Limitations & Future Work¶
- The unlabeled dataset EGO-ITW-70M is proprietary, limiting the reproducibility of the ALS pipeline.
- Evaluation is conducted on a single benchmark (EgoBody3M), with no cross-dataset quantitative comparison.
- The teacher model relies on DINOv3-L weights; the applicability of the semi-supervised pipeline may be constrained by the quality of the visual foundation model.
- In-the-wild generalization is demonstrated only qualitatively (XR-MBT) without quantitative validation.

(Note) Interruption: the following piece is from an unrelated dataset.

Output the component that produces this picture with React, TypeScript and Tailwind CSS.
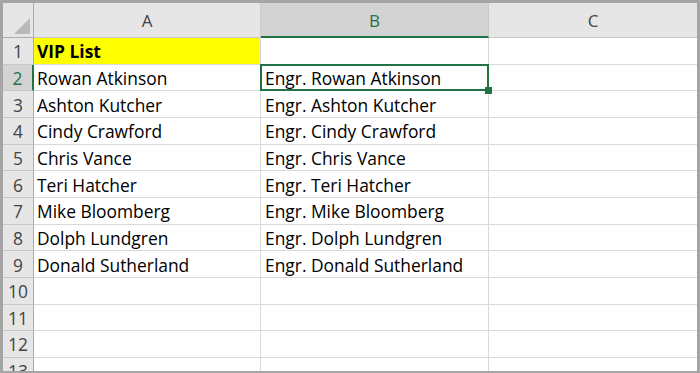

- Failure cases under extreme occlusion scenarios (e.g., prolonged full-body invisibility) are not discussed.
Related Work & Insights¶
- Egocentric pose estimation: EgoGlass, UnrealEgo (heatmap methods) → EgoBody3M (LSTM-based temporal modeling) → EgoPoseFormer v1 (deformable attention Transformer) → EPFv2.
- Egocentric datasets: EgoCap → Mo2Cap2 → xR-EgoPose → UnrealEgo → EgoBody3M (first large-scale real-world dataset) → Nymeria, EMHI.
- Semi-supervised learning / auto-labeling: Classic pseudo-labeling paradigm, previously almost unexplored in egocentric motion estimation; the closest prior work, EgoPW, requires additional external viewpoints as supervision.
Rating¶
- Novelty: ⭐⭐⭐⭐ — The single-query design and the use of conditioned standard attention as a drop-in replacement for deformable attention are novel and practically motivated; the application of ALS in this domain is pioneering.
- Experimental Thoroughness: ⭐⭐⭐⭐ — Ablations are comprehensive and the data-scaling experiments are convincing, but evaluation is limited to a single benchmark and the ALS relies on private, non-reproducible data.
- Writing Quality: ⭐⭐⭐⭐⭐ — The paper is clearly structured with well-motivated design choices and thorough comparison against the predecessor.
- Value: ⭐⭐⭐⭐ — Directly applicable engineering value for AR/VR human pose estimation; the 0.8 ms latency and edge-deployment-friendly design are highly practical.